Last month, Cenk Uygur trashed Sam Harris after the two had a lively but amicable three hour conversation in October. Now, Harris has responded by saying Uygur “systematically acts in bad faith.”
After his infamous kerfuffle over Islam with Ben Affleck on Real Time With Bill Maher in October, Harris was attacked by defenders of the Muslim faith with even more fervor and slander than he had been previously. One of those critics was a now discredited plagiarist hack who appeared on The Young Turks, and host Uygur joined in misrepresenting Harris’ views on the subject. Ultimately, Harris sat down with Uygur for an illuminating three hour interview in which Harris carefully and calmly explained his take on Islam. By the end of the interview, Uygur appeared to have a less hostile (which is to say, better) understanding of Harris’ position.
However, last month on The Young Turks, Uygur launched into a more-liberal-than-thou diatribe in which he railed against “the whole Sam Harris, Bill Maher wing” of atheism. He called Harris “a foaming-at-the-mouth neoconservative,” and implied that any person who holds Harris’ views on Islam is “a racist and a bigot.”
During an ask-me-anything episode of his Waking Up podcast on Saturday, Harris fielded a question about Uygur’s comments. Harris’ response (which starts at 22:33 and ends at 25:15):
Well, I guess I’ve ceased to think about it. I pushed back against it briefly, saying on Twitter, obviously my three hours with Cenk had been a waste of time. It appears to have been a waste of time, at least for him. I think many people got some benefit from listening to us go round and round, and get wrapped around the same axle for three hours.
Actually, it wasn’t a waste of time for him because I heard from a former employee there that that was literally the most profitable interview they’ve ever put on their show. I don’t know what he made of off that interview, but I don’t begrudge him making money off his show obviously. But I feel that Cenk now systematically acts in bad faith on this topic. He has made no effort to accurately represent my views.
You know, again, it’s child’s play to pick a single sentence from something that I’ve said or written and to hue to a misinterpretation of that sentence and attack me. And I think that the thing I’ve finally realized here — and this is not just a problem with Cenk, it’s with all the usual suspects and all of their followers on Twitter — I’ve just reluctantly begun to accept the fact that when someone hates you, they take so much pleasure from hating you that it’s impossible to correct a misunderstanding. That would force your opponent to relinquish some of the pleasure he’s taking in hating you.
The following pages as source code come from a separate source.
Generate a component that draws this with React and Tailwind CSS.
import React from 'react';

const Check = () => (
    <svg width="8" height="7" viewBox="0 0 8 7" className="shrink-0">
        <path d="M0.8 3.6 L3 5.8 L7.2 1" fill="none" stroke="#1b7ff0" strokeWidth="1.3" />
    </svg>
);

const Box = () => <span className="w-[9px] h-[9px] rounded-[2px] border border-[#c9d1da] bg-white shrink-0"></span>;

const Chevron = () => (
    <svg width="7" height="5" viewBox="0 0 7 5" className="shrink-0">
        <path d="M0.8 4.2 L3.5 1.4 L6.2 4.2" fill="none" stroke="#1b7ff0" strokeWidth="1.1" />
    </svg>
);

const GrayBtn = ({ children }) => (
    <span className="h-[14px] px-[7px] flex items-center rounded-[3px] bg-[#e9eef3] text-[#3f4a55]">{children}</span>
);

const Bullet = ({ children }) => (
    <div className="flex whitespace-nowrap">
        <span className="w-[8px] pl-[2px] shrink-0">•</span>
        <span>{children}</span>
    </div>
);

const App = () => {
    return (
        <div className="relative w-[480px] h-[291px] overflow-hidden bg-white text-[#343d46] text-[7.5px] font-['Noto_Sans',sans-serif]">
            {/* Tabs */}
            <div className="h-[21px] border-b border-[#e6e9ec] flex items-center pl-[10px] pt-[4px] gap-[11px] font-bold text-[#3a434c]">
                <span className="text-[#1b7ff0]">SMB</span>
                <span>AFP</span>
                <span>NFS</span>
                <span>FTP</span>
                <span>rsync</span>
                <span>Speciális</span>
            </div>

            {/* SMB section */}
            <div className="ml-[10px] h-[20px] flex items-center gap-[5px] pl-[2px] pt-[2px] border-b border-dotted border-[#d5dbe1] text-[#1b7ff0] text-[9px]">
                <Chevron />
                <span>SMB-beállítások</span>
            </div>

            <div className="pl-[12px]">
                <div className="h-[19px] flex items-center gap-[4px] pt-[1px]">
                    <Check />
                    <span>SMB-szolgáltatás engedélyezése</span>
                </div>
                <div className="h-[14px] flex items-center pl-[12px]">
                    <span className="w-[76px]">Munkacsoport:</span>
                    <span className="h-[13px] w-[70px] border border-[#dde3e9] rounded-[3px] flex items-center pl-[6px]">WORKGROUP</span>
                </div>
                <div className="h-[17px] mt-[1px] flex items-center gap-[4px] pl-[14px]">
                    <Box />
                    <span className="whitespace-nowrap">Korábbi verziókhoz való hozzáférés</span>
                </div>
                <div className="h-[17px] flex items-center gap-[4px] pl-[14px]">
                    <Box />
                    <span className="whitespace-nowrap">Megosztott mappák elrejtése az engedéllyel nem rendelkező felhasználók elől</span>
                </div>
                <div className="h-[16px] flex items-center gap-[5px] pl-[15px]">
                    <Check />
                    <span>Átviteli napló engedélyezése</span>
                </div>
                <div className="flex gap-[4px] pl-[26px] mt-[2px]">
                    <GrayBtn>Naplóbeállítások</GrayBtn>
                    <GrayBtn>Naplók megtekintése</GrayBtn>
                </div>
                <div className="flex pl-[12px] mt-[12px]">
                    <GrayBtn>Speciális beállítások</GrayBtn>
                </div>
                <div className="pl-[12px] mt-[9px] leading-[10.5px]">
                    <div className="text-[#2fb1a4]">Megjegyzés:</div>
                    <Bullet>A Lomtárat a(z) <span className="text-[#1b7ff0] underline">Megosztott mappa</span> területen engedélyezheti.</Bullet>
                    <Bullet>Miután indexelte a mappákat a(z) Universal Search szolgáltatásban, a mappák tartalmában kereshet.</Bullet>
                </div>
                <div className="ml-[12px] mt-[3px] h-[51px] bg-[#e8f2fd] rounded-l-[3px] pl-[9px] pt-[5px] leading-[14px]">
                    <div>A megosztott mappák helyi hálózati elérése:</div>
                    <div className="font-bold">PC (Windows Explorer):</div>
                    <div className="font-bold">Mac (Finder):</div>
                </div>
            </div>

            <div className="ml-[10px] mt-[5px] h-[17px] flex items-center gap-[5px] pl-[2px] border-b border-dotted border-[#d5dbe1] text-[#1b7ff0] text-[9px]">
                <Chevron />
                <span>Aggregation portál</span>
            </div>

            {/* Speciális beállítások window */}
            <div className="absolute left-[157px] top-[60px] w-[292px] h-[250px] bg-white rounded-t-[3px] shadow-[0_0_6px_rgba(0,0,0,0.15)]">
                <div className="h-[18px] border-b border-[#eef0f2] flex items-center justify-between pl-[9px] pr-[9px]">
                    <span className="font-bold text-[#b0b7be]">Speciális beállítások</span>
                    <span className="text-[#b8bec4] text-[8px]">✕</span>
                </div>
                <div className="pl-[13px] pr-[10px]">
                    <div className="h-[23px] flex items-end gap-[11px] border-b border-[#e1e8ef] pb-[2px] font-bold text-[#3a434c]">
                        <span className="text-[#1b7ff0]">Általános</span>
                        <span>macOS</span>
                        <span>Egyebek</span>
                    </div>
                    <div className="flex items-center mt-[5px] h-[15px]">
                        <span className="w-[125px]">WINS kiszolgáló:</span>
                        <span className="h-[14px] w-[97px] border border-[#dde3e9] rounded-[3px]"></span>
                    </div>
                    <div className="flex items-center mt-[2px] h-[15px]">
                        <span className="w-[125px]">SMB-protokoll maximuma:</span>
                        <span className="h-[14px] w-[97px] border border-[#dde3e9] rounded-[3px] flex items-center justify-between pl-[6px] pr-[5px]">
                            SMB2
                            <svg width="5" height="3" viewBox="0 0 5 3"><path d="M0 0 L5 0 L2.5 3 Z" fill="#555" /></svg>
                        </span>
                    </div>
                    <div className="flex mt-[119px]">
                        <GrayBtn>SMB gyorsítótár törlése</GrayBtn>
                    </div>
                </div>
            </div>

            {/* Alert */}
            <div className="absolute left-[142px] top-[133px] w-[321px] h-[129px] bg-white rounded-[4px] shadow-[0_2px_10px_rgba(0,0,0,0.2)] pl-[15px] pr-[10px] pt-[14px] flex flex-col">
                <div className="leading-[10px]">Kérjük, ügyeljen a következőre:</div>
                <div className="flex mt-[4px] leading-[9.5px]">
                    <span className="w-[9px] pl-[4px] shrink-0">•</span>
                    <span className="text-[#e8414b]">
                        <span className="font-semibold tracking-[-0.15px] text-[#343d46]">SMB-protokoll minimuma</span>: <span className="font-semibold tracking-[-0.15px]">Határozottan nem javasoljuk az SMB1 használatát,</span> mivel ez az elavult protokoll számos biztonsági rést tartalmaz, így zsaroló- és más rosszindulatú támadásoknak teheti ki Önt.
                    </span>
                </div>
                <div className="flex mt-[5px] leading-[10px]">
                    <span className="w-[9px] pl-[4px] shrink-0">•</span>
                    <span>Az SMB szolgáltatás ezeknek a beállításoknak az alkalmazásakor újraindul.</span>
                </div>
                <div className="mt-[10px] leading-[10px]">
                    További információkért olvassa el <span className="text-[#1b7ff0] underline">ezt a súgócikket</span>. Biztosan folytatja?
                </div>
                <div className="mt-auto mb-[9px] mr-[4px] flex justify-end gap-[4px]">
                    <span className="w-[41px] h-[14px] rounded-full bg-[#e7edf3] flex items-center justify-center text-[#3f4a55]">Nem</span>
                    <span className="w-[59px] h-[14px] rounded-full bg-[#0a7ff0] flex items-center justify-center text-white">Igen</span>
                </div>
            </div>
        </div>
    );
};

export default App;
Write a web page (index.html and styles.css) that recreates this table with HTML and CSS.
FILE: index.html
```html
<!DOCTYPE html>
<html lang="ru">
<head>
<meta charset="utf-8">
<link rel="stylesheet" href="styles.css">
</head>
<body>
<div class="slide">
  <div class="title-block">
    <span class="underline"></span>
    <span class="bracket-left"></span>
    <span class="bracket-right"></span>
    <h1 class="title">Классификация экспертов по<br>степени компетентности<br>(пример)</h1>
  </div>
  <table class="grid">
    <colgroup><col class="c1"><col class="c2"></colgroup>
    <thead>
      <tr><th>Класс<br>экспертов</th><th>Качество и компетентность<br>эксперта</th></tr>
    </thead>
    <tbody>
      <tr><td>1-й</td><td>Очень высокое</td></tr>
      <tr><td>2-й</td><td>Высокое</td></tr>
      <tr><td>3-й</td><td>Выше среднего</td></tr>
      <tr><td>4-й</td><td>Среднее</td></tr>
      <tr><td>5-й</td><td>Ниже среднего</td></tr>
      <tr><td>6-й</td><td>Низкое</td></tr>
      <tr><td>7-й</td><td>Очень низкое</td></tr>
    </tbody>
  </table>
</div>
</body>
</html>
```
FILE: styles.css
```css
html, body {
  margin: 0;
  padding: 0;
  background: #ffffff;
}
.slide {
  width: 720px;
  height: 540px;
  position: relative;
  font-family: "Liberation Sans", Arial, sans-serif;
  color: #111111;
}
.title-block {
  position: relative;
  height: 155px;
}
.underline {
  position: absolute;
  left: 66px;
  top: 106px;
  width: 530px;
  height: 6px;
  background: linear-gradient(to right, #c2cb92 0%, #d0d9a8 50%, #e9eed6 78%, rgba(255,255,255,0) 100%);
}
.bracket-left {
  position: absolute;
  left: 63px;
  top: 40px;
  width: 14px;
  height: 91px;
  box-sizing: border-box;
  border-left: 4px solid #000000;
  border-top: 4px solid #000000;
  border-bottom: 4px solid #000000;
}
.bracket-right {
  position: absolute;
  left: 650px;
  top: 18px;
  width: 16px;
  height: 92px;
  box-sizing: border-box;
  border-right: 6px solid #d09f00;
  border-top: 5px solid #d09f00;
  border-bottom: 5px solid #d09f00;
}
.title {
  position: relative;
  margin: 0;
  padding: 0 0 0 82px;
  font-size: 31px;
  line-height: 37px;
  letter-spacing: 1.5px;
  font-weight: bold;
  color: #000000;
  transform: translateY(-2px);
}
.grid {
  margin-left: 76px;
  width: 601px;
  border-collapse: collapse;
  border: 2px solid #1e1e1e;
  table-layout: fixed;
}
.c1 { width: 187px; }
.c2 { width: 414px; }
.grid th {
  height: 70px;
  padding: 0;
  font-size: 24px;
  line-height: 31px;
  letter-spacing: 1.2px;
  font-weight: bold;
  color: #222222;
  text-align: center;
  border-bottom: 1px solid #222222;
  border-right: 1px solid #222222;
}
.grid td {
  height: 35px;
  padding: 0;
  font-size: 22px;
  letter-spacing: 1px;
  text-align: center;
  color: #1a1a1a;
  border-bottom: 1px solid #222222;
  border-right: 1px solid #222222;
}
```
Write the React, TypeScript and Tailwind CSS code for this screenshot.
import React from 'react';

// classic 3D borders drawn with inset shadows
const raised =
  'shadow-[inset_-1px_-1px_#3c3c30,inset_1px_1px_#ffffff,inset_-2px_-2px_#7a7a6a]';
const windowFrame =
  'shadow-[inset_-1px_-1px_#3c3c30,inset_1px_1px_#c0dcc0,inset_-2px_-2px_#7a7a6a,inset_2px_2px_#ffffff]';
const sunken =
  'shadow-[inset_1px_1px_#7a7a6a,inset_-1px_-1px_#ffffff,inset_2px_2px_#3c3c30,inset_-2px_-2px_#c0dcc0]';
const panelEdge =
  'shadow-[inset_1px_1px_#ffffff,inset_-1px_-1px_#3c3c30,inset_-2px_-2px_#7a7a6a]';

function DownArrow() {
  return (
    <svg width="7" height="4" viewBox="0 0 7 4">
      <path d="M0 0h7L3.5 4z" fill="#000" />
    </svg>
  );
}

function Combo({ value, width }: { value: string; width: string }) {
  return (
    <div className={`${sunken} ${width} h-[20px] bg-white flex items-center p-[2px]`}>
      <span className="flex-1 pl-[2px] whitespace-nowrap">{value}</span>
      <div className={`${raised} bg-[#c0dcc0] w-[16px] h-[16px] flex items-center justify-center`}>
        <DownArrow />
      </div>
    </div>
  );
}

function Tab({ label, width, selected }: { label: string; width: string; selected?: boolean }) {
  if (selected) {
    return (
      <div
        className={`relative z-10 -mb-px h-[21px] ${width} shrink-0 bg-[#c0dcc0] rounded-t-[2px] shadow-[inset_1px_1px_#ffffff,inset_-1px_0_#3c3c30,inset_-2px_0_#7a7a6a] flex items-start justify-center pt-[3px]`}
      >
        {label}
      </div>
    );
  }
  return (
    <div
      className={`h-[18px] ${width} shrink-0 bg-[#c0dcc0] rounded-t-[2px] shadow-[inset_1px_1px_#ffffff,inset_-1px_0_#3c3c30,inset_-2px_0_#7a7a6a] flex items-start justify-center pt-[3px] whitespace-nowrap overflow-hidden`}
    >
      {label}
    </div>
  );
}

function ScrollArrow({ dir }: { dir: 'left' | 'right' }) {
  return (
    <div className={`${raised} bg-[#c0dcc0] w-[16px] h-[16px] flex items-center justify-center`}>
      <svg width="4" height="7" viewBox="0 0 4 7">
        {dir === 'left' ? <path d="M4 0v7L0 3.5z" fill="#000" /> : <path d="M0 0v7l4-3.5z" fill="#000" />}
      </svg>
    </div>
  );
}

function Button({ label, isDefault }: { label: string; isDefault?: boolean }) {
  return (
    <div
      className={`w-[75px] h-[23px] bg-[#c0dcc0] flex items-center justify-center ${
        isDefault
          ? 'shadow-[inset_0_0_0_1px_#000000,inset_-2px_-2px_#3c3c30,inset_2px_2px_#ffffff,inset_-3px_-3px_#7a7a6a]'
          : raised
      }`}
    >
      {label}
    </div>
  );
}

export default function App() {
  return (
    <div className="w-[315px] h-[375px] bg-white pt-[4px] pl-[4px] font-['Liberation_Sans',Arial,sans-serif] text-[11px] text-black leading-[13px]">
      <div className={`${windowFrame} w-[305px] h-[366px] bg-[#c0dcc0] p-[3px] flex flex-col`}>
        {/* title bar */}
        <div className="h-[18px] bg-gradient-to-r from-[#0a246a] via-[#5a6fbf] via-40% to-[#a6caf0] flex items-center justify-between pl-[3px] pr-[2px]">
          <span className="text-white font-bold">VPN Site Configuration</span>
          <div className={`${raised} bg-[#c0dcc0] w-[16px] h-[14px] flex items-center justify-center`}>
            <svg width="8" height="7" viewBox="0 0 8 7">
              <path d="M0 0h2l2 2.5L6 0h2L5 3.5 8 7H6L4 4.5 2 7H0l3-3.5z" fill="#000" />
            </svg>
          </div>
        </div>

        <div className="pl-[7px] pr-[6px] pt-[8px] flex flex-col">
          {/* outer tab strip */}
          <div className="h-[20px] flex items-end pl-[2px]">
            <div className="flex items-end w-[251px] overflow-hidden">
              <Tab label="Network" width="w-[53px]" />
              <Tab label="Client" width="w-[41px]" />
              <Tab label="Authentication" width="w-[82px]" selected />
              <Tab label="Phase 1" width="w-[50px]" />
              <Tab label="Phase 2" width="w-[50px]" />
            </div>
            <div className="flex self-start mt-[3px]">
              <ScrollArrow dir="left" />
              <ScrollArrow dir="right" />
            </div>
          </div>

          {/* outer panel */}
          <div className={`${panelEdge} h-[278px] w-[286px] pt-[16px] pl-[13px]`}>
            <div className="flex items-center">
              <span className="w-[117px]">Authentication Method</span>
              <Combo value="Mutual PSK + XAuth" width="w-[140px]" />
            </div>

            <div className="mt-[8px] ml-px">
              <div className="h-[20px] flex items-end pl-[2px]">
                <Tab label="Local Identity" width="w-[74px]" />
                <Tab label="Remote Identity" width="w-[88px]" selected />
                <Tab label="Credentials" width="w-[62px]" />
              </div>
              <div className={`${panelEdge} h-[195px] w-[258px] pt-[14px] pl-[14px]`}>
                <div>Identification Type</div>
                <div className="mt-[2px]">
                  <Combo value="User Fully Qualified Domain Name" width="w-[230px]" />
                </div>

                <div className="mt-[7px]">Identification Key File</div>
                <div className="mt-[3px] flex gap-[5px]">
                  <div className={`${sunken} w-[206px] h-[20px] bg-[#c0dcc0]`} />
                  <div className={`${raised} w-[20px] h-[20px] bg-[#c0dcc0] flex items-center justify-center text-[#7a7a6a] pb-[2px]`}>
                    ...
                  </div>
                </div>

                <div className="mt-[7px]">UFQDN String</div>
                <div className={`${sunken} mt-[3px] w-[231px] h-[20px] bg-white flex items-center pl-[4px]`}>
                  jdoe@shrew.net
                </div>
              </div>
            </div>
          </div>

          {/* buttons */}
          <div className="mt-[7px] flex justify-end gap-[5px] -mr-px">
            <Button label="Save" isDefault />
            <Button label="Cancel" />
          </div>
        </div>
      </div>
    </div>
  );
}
This is an attitude I think we’re all familiar with to some degree. Once you’re convinced somebody is a total asshole, where you’ve lost any sense that you should give them the benefit of the doubt, and then you see one more transgression from them — another thing that confirms whatever attitude in them you hate, whether they’re homophobic or they’re racist or they don’t believe in climate change, whatever it is, and once that has calcified, that view of that person has calcified in you, and you see yet one further iteration of this thing, well then you’re not inclined to second guess it. You’re not inclined to try to read between the lines, and in fact if someone shows you transgression isn’t what it seemed, well then, you can be slow to admit that.
This is not totally foreign to me. I notice this in myself. This is something that I do my best to shed. I think it’s an extremely unflattering quality of mind. This is not where I want to be caught standing. But my opponents seem to be always standing here, and that makes conversation impossible.
There’s not much to add here, other than to say that Harris gave the kind of rational and measured response that is typical of him, even in the face of clownishly virulent defamation we’ve come to expect from Uygur when he defends Islam. Like many liberals, Uygur has a paralyzing blind spot on this topic, and he regularly conflates criticism of doctrine with attacks on Muslims as a whole. The failure — and outright unwillingness — to distinguish between these two has rendered many on the Left incapable of talking sensibly about the problem of Islamism and Islamic terrorism, which going forward may very well present the gravest threat to the world, and that includes — and perhaps especially — Muslims.